A while ago, Danny Colligan (author of the wonderfully rigorous & thorough “What We Lose When We Embrace Copyright“) sent us a link to a new short piece he’d written, about public subsidies for artists and how to set them up so they result in more freedom, not more restriction.  It’s here:

thegreatkladderadatsch.blogspot.com/2013/07/addendum-to-what-we-lose-when-we.html

Quoting:

There are many schemes one could create to subsidize artists.  Economist Dean Baker made one such proposal, which relies on a voucher system.  Basically, taxpayers get vouchers that they can use to allocate to whatever artist(s) they want, and artists, as a requirement for receiving money through the system, are forbidden from copyrighting their work.
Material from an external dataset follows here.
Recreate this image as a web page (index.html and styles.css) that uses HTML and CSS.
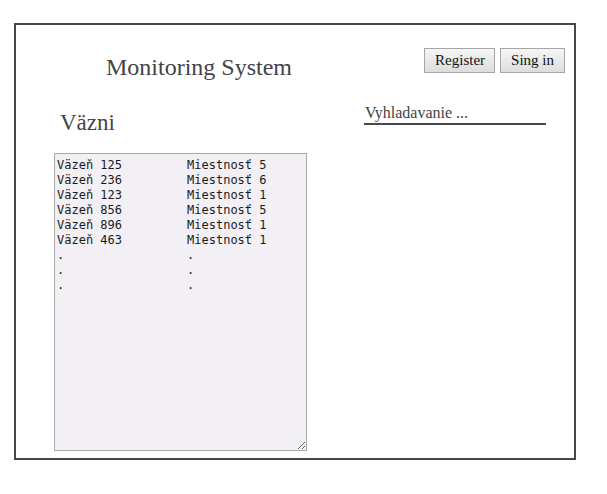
FILE: index.html
```html
<!DOCTYPE html>
<html lang="sk">
<head>
<meta charset="utf-8">
<title>Monitoring System</title>
<link rel="stylesheet" href="styles.css">
</head>
<body>
<div class="frame">
  <header class="top">
    <h1 class="title">Monitoring System</h1>
    <div class="actions">
      <button class="btn" type="button">Register</button>
      <button class="btn" type="button">Sing in</button>
    </div>
  </header>
  <main class="main">
    <section class="list">
      <h2 class="heading">Väzni</h2>
      <textarea class="records">Väzeň 125         Miestnosť 5
Väzeň 236         Miestnosť 6
Väzeň 123         Miestnosť 1
Väzeň 856         Miestnosť 5
Väzeň 896         Miestnosť 1
Väzeň 463         Miestnosť 1
.                 .
.                 .
.                 .</textarea>
    </section>
    <div class="search">
      <input class="search-input" type="text" placeholder="Vyhladavanie ...">
    </div>
  </main>
</div>
</body>
</html>
```
FILE: styles.css
```css
html, body {
  margin: 0;
  padding: 0;
  background: #fff;
}

body {
  font-family: "Liberation Serif", "Times New Roman", serif;
  color: #444;
}

.frame {
  box-sizing: border-box;
  width: 562px;
  height: 437px;
  margin: 23px 0 0 14px;
  border: 2px solid #474747;
  padding-top: 23px;
}

.top {
  display: flex;
  align-items: flex-start;
}

.title {
  margin: 5px 0 0 90px;
  font-size: 24px;
  line-height: 28px;
  font-weight: normal;
  color: #444;
}

.actions {
  margin-left: auto;
  margin-right: 9px;
  display: flex;
  gap: 5px;
}

.btn {
  box-sizing: border-box;
  height: 25px;
  padding: 0 10px;
  font-family: "Liberation Serif", "Times New Roman", serif;
  font-size: 15px;
  color: #111;
  border: 1px solid #a6a6a6;
  border-radius: 0;
  background: linear-gradient(#f6f6f6, #dddddd);
}

.btn:first-child {
  padding: 0 9px 0 10px;
}

.main {
  display: flex;
  align-items: flex-start;
}

.list {
  margin-left: 38px;
  display: flex;
  flex-direction: column;
}

.heading {
  margin: 29px 0 0 6px;
  font-size: 23px;
  line-height: 26px;
  font-weight: normal;
  color: #444;
}

.records {
  box-sizing: border-box;
  width: 253px;
  height: 298px;
  margin-top: 17px;
  padding: 4px 2px 2px 2px;
  border: 1px solid #a9a9a9;
  background: #f3f0f5;
  font-family: "DejaVu Sans Mono", monospace;
  font-size: 12px;
  line-height: 15px;
  color: #1a1a1a;
  white-space: pre;
  overflow: hidden;
}

.search {
  margin: 22px 0 0 57px;
}

.search-input {
  box-sizing: border-box;
  width: 182px;
  height: 22px;
  padding: 0 0 0 1px;
  border: none;
  border-bottom: 2px solid #474747;
  outline: none;
  font-family: "Liberation Serif", "Times New Roman", serif;
  font-size: 16px;
  line-height: 20px;
  color: #444;
  background: transparent;
}

.search-input::placeholder {
  color: #444;
  opacity: 1;
}
```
Such a system leverages the already existing tax infrastructure, would be more than sufficient to cover artists’ costs, and does not even require any sweeping changes like elimination of all copyright (besides, of course, passage of law that would bring the program itself into existence).  In short, the proposed voucher system is a relatively unobtrusive reform that could easily be implemented within the context of the current legal and economic system.  The political effort required to enact it, however, is another story, of course.

Yes.  This shouldn’t even be a hard call.  Public money should result in public goods.